> **EXERCISE BRIEF**:
Reproduce from the records below, with no pictures, exactly the lines between the one containing "Output the component" and the one containing "Qt / Windows widgets", inclusive.
:: WORKING DATA ::
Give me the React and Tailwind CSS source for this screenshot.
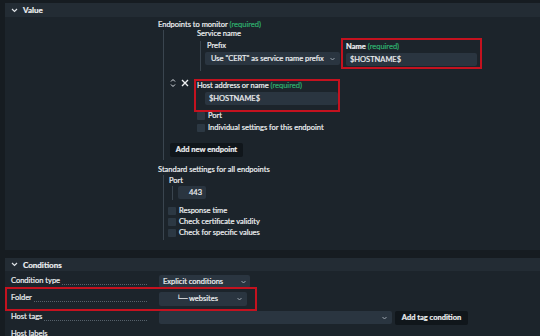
import React from "react";

const Chevron = () => (
  <svg width="7" height="5" viewBox="0 0 7 5" className="shrink-0">
    <path d="M1 1 L3.5 3.5 L6 1" fill="none" stroke="#dfe3e7" strokeWidth="1.2" />
  </svg>
);

const Caret = () => (
  <svg width="5" height="4" viewBox="0 0 5 4" className="shrink-0">
    <path d="M0.5 1 L2.5 3 L4.5 1" fill="none" stroke="#9aa4ad" strokeWidth="1" />
  </svg>
);

const Req = () => <span className="text-[#2fae6e]"> (required)</span>;

const Check = ({ label }) => (
  <div className="flex items-center gap-[3px] h-[8px] whitespace-nowrap">
    <div className="w-[8px] h-[8px] bg-[#2c3843] rounded-[1px]" />
    <span className="leading-[8px]">{label}</span>
  </div>
);

const Leader = () => (
  <div className="flex-1 ml-[2px] mr-[12px] mb-[2px] self-end border-b border-dotted border-[#56616b]" />
);

export default function App() {
  return (
    <div className="w-[540px] h-[336px] overflow-hidden bg-[#161c21] text-[#eef0f2] text-[7.5px] font-[Lato,sans-serif] leading-none whitespace-nowrap [-webkit-text-stroke:0.2px]">
      {/* VALUE SECTION */}
      <div className="pt-[3px] pl-[5px]">
        <div className="h-[14px] bg-[#232c34] flex items-center pl-[6px] gap-[5px]">
          <Chevron />
          <span className="font-bold text-[8px]">Value</span>
        </div>
        <div className="bg-[#1c242b] h-[233px] pl-[153px]">
          <div className="pt-[3px] h-[13px] flex items-center">
            <span>
              Endpoints to monitor<Req />
            </span>
          </div>
          {/* endpoint list block */}
          <div className="ml-[5px] border-l border-[#3a454f] pb-[3px]">
            <div className="pl-[33px] h-[8px] flex items-center">Service name</div>
            <div className="ml-[36px] flex items-start">
              <div className="border-l border-[#3a454f] pl-[4px] mt-[3px] h-[30px]">
                <div className="h-[10px] flex items-center pl-[2px]">Prefix</div>
                <div className="mt-[1px] w-[135px] h-[13px] bg-[#2a3540] rounded-[2px] flex items-center justify-between pl-[6px] pr-[5px]">
                  <span>Use "CERT" as service name prefix</span>
                  <Caret />
                </div>
              </div>
              <div className="ml-[1px] w-[141px] h-[31px] border-2 border-[#c4121f] pt-[2px] px-[3px]">
                <div className="h-[10px] flex items-center font-bold">
                  <span>
                    Name<span className="font-normal text-[#2fae6e]"> (required)</span>
                  </span>
                </div>
                <div className="mt-[1px] h-[13px] bg-[#2a3540] rounded-[2px] flex items-center px-[4px]">
                  $HOSTNAME$
                </div>
              </div>
            </div>
            {/* host row */}
            <div className="mt-[8px] flex items-start pl-[6px]">
              <div className="w-[24px] flex items-center gap-[5px] -mt-[1px]">
                <svg width="6" height="10" viewBox="0 0 6 10">
                  <path d="M1 3.5 L3 1.5 L5 3.5 M1 6.5 L3 8.5 L5 6.5" fill="none" stroke="#dfe3e7" strokeWidth="1" />
                </svg>
                <svg width="8" height="8" viewBox="0 0 8 8">
                  <path d="M1 1 L7 7 M7 1 L1 7" fill="none" stroke="#eef0f2" strokeWidth="1.4" />
                </svg>
              </div>
              <div className="w-[146px] h-[33px] border-2 border-[#c4121f]">
                <div className="h-[10px] flex items-center pl-[1px]">
                  <span>
                    Host address or name<Req />
                  </span>
                </div>
                <div className="mt-[1px] ml-[9px] w-[133px] h-[13px] bg-[#2a3540] rounded-[2px] flex items-center px-[4px]">
                  $HOSTNAME$
                </div>
              </div>
            </div>
            <div className="pl-[33px] flex flex-col gap-[4px]">
              <Check label="Port" />
              <Check label="Individual settings for this endpoint" />
            </div>
            <div className="mt-[11px] ml-[6px] w-[73px] h-[14px] bg-[#10161b] rounded-[2px] flex items-center justify-center font-bold">
              Add new endpoint
            </div>
          </div>
          <div className="mt-[5px] h-[10px] flex items-center">Standard settings for all endpoints</div>
          <div className="ml-[5px] border-l border-[#3a454f] h-[65px]">
            <div className="pl-[5px] h-[11px] flex items-center">Port</div>
            <div className="ml-[8px] border-l border-[#3a454f] pl-[5px] h-[14px]">
              <div className="w-[28px] h-[13px] bg-[#2a3540] rounded-[2px] flex items-center justify-end pr-[4px]">
                443
              </div>
            </div>
            <div className="pl-[4px] mt-[7px] flex flex-col gap-[3px]">
              <Check label="Response time" />
              <Check label="Check certificate validity" />
              <Check label="Check for specific values" />
            </div>
          </div>
        </div>
      </div>

      {/* CONDITIONS SECTION */}
      <div className="mt-[8px] pl-[5px]">
        <div className="h-[13px] bg-[#232c34] flex items-center pl-[6px] gap-[5px]">
          <Chevron />
          <span className="font-bold text-[8px]">Conditions</span>
        </div>
        <div className="bg-[#1c242b] h-[80px] pt-[4px]">
          <div className="flex items-center h-[13px]">
            <div className="w-[154px] flex pl-[6px] h-[10px]">
              <span>Condition type</span>
              <Leader />
            </div>
            <div className="w-[91px] h-[13px] bg-[#2a3540] rounded-[2px] flex items-center justify-between px-[4px]">
              <span>Explicit conditions</span>
              <Caret />
            </div>
          </div>
          <div className="relative flex items-center h-[21px]">
            <div className="absolute left-0 -top-px w-[252px] h-[24px] border-2 border-[#c4121f]" />
            <div className="w-[154px] flex pl-[6px] h-[10px]">
              <span>Folder</span>
              <Leader />
            </div>
            <div className="w-[88px] h-[14px] bg-[#2a3540] rounded-[2px] flex items-center justify-between pl-[17px] pr-[5px]">
              <span>└─ websites</span>
              <Caret />
            </div>
          </div>
          <div className="flex items-center h-[17px]">
            <div className="w-[154px] flex pl-[6px] h-[10px]">
              <span>Host tags</span>
              <Leader />
            </div>
            <div className="w-[233px] h-[13px] bg-[#2a3540] rounded-[2px] flex items-center justify-end px-[5px]">
              <Caret />
            </div>
            <div className="ml-[3px] w-[73px] h-[14px] bg-[#10161b] rounded-[2px] flex items-center justify-center font-bold">
              Add tag condition
            </div>
          </div>
          <div className="flex items-center h-[12px] mt-[3px]">
            <div className="w-[154px] flex pl-[6px] h-[10px]">
              <span>Host labels</span>
            </div>
          </div>
        </div>
      </div>
    </div>
  );
}
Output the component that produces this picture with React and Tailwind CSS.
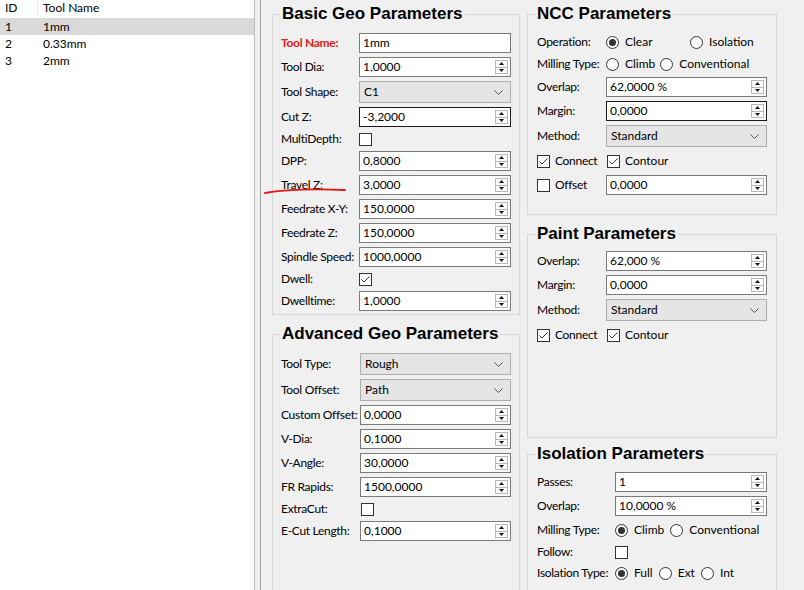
import React from 'react'

// Small building blocks imitating the Qt / Windows widgets

const SpinButtons = () => (
  <div className="flex flex-col h-full w-[15px] py-[2px] pr-[2px]">
    <div className="flex-1 flex items-center justify-center border border-[#b9b9b9] bg-[#fafafa]">
      <svg width="5" height="3" viewBox="0 0 5 3"><polygon points="2.5,0 5,3 0,3" fill="#111" /></svg>
    </div>
    <div className="flex-1 flex items-center justify-center border border-t-0 border-[#b9b9b9] bg-[#fafafa]">
      <svg width="5" height="3" viewBox="0 0 5 3"><polygon points="0,0 5,0 2.5,3" fill="#111" /></svg>
    </div>
  </div>
)

const Spin = ({ value, dark = false, className = '' }) => (
  <div className={`flex items-center h-[20px] bg-white border ${dark ? 'border-[#1a1a1a]' : 'border-[#7a7a7a]'} ${className}`}>
    <span className="flex-1 pl-[3px] whitespace-nowrap overflow-hidden">{value}</span>
    <SpinButtons />
  </div>
)

const TextBox = ({ value, className = '' }) => (
  <div className={`flex items-center h-[20px] bg-white border border-[#7a7a7a] pl-[3px] ${className}`}>
    {value}
  </div>
)

const Combo = ({ value, className = '' }) => (
  <div className={`flex items-center justify-between h-[22px] bg-[#e5e5e5] border border-[#adadad] pl-[4px] pr-[7px] ${className}`}>
    <span>{value}</span>
    <svg width="9" height="5" viewBox="0 0 9 5">
      <polyline points="0.5,0.5 4.5,4.5 8.5,0.5" fill="none" stroke="#555" strokeWidth="1" />
    </svg>
  </div>
)

const Check = ({ checked = false }) => (
  <div className="w-[13px] h-[13px] shrink-0 border border-[#333] bg-white flex items-center justify-center">
    {checked && (
      <svg width="11" height="11" viewBox="0 0 11 11">
        <polyline points="1.5,5.5 4,8 9.5,2.5" fill="none" stroke="#333" strokeWidth="1" />
      </svg>
    )}
  </div>
)

const Radio = ({ checked = false, label, className = '' }) => (
  <div className={`flex items-center ${className}`}>
    <div className="w-[13px] h-[13px] shrink-0 rounded-full border border-[#333] bg-white flex items-center justify-center">
      {checked && <div className="w-[7px] h-[7px] rounded-full bg-[#333]" />}
    </div>
    <span className="ml-[6px] whitespace-nowrap">{label}</span>
  </div>
)

const CheckItem = ({ checked, label, className = '' }) => (
  <div className={`flex items-center ${className}`}>
    <Check checked={checked} />
    <span className="ml-[5px] whitespace-nowrap">{label}</span>
  </div>
)

const Group = ({ title, className = '', children }) => (
  <fieldset className={`shrink-0 border border-[#d7d7d7] px-[7px] ${className}`}>
    <legend className="px-[2px] text-[17px] leading-[20px] font-bold text-black font-['Liberation_Sans',Arial,sans-serif]">
      {title}
    </legend>
    {children}
  </fieldset>
)

const Row = ({ label, labelW, h = 'h-[20px]', labelClass = '', children }) => (
  <div className={`flex items-center ${h}`}>
    <div className={`shrink-0 whitespace-nowrap tracking-[-0.3px] ${labelClass}`} style={{ width: labelW }}>{label}</div>
    {children}
  </div>
)

const tools = [
  { id: 1, name: '1mm', selected: true },
  { id: 2, name: '0.33mm' },
  { id: 3, name: '2mm' }
]

export default function App() {
  return (
    <div className="relative flex w-[804px] h-[590px] overflow-hidden bg-[#f0f0f0] text-[12px] text-black font-['Lato','Liberation_Sans',sans-serif]">
      {/* Tool table */}
      <div className="w-[255px] shrink-0 bg-white border-r border-[#bdbdbd]">
        <div className="flex h-[18px] pb-[2px]">
          <div className="w-[38px] pl-[5px] flex items-center border-r border-[#ececec]">ID</div>
          <div className="pl-[5px] flex items-center">Tool Name</div>
        </div>
        {tools.map((t) => (
          <div key={t.id} className={`flex items-center h-[17px] ${t.selected ? 'bg-[#d9d9d9]' : ''}`}>
            <div className="w-[38px] pl-[5px]">{t.id}</div>
            <div className="pl-[5px]">{t.name}</div>
          </div>
        ))}
      </div>

      <div className="w-[5px] shrink-0" />

      {/* Parameters */}
      <div className="flex-1 flex border-l border-[#a0a0a0] pl-[11px] pt-[4px] gap-[7px]">
        <div className="w-[248px] shrink-0 flex flex-col">
          <Group title="Basic Geo Parameters" className="h-[311px]">
            <div className="flex flex-col gap-[4px] pt-[9px]">
              <Row label="Tool Name:" labelW={79} labelClass="pl-[1px] font-bold text-[#e0201c]">
                <TextBox value="1mm" className="w-[152px]" />
              </Row>
              <Row label="Tool Dia:" labelW={79} labelClass="pl-[1px]"><Spin value="1,0000" className="w-[152px]" /></Row>
              <Row label="Tool Shape:" labelW={79} labelClass="pl-[1px]" h="h-[22px]"><Combo value="C1" className="w-[152px]" /></Row>
              <Row label="Cut Z:" labelW={79} labelClass="pl-[1px]"><Spin value="-3,2000" dark className="w-[152px]" /></Row>
              <Row label="MultiDepth:" labelW={79} labelClass="pl-[1px]" h="h-[16px]"><Check /></Row>
              <Row label="DPP:" labelW={79} labelClass="pl-[1px]"><Spin value="0,8000" className="w-[152px]" /></Row>
              <Row label="Travel Z:" labelW={79} labelClass="pl-[1px]"><Spin value="3,0000" className="w-[152px]" /></Row>
              <Row label="Feedrate X-Y:" labelW={79} labelClass="pl-[1px]"><Spin value="150,0000" className="w-[152px]" /></Row>
              <Row label="Feedrate Z:" labelW={79} labelClass="pl-[1px]"><Spin value="150,0000" className="w-[152px]" /></Row>
              <Row label="Spindle Speed:" labelW={79} labelClass="pl-[1px]"><Spin value="1000,0000" className="w-[152px]" /></Row>
              <Row label="Dwell:" labelW={79} labelClass="pl-[1px]" h="h-[16px]"><Check checked /></Row>
              <Row label="Dwelltime:" labelW={79} labelClass="pl-[1px]"><Spin value="1,0000" className="w-[152px]" /></Row>
            </div>
          </Group>

          <Group title="Advanced Geo Parameters" className="h-[300px] mt-[9px]">
            <div className="flex flex-col gap-[4px] pt-[9px]">
              <Row label="Tool Type:" labelW={80} labelClass="pl-[1px]" h="h-[22px]"><Combo value="Rough" className="w-[151px]" /></Row>
              <Row label="Tool Offset:" labelW={80} labelClass="pl-[1px]" h="h-[22px]"><Combo value="Path" className="w-[151px]" /></Row>
              <Row label="Custom Offset:" labelW={80} labelClass="pl-[1px]"><Spin value="0,0000" className="w-[151px]" /></Row>
              <Row label="V-Dia:" labelW={80} labelClass="pl-[1px]"><Spin value="0,1000" className="w-[151px]" /></Row>
              <Row label="V-Angle:" labelW={80} labelClass="pl-[1px]"><Spin value="30,0000" className="w-[151px]" /></Row>
              <Row label="FR Rapids:" labelW={80} labelClass="pl-[1px]"><Spin value="1500,0000" className="w-[151px]" /></Row>
              <Row label="ExtraCut:" labelW={80} labelClass="pl-[1px]" h="h-[16px]"><div className="pl-[1px]"><Check /></div></Row>
              <Row label="E-Cut Length:" labelW={80} labelClass="pl-[1px]"><Spin value="0,1000" className="w-[151px]" /></Row>
            </div>
          </Group>
        </div>

        <div className="w-[250px] shrink-0 flex flex-col">
          <Group title="NCC Parameters" className="h-[211px]">
            <div className="flex flex-col gap-[4px] pt-[9px]">
              <Row label="Operation:" labelW={71} labelClass="pl-[2px]" h="h-[18px]">
                <Radio checked label="Clear" className="w-[84px]" />
                <Radio label="Isolation" />
              </Row>
              <Row label="Milling Type:" labelW={71} labelClass="pl-[2px]" h="h-[18px]">
                <Radio label="Climb" className="mr-[5px]" />
                <Radio label="Conventional" />
              </Row>
              <Row label="Overlap:" labelW={71} labelClass="pl-[2px]"><Spin value="62,0000 %" className="w-[161px]" /></Row>
              <Row label="Margin:" labelW={71} labelClass="pl-[2px]"><Spin value="0,0000" dark className="w-[161px]" /></Row>
              <Row label="Method:" labelW={71} labelClass="pl-[2px]" h="h-[22px]"><Combo value="Standard" className="w-[161px]" /></Row>
              <Row label={<CheckItem checked label="Connect" />} labelW={71} labelClass="pl-[2px]">
                <CheckItem checked label="Contour" className="pl-[1px]" />
              </Row>
              <Row label={<CheckItem label="Offset" />} labelW={71} labelClass="pl-[2px]">
                <Spin value="0,0000" className="w-[161px]" />
              </Row>
            </div>
          </Group>

          <Group title="Paint Parameters" className="h-[214px] mt-[9px]">
            <div className="flex flex-col gap-[4px] pt-[7px]">
              <Row label="Overlap:" labelW={71} labelClass="pl-[2px]"><Spin value="62,000 %" className="w-[161px]" /></Row>
              <Row label="Margin:" labelW={71} labelClass="pl-[2px]"><Spin value="0,0000" className="w-[161px]" /></Row>
              <Row label="Method:" labelW={71} labelClass="pl-[2px]" h="h-[22px]"><Combo value="Standard" className="w-[161px]" /></Row>
              <Row label={<CheckItem checked label="Connect" />} labelW={71} labelClass="pl-[2px]">
                <CheckItem checked label="Contour" className="pl-[1px]" />
              </Row>
            </div>
          </Group>

          <Group title="Isolation Parameters" className="h-[200px] mt-[6px]">
            <div className="flex flex-col gap-[4px] pt-[8px]">
              <Row label="Passes:" labelW={80} labelClass="pl-[2px]"><Spin value="1" className="w-[152px]" /></Row>
              <Row label="Overlap:" labelW={80} labelClass="pl-[2px]"><Spin value="10,0000 %" className="w-[152px]" /></Row>
              <Row label="Milling Type:" labelW={80} labelClass="pl-[2px]">
                <Radio checked label="Climb" className="mr-[6px]" />
                <Radio label="Conventional" />
              </Row>
              <Row label="Follow:" labelW={80} labelClass="pl-[2px]" h="h-[16px]"><Check /></Row>
              <Row label="Isolation Type:" labelW={80} labelClass="pl-[2px]" h="h-[18px]">
                <Radio checked label="Full" className="mr-[6px]" />
                <Radio label="Ext" className="mr-[6px]" />
                <Radio label="Int" />
              </Row>
            </div>
          </Group>
        </div>
      </div>

      {/* hand-drawn red mark under "Travel Z:" */}
      <svg className="absolute left-[262px] top-[184px] pointer-events-none" width="90" height="14" viewBox="0 0 90 14">
        <path d="M3 9 Q 30 4 83 6" fill="none" stroke="#e01818" strokeWidth="1.8" strokeLinecap="round" />
      </svg>
    </div>
  )
}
:::
> **EXERCISE RESPONSE**:
Output the component that produces this picture with React and Tailwind CSS.
import React from 'react'

// Small building blocks imitating the Qt / Windows widgets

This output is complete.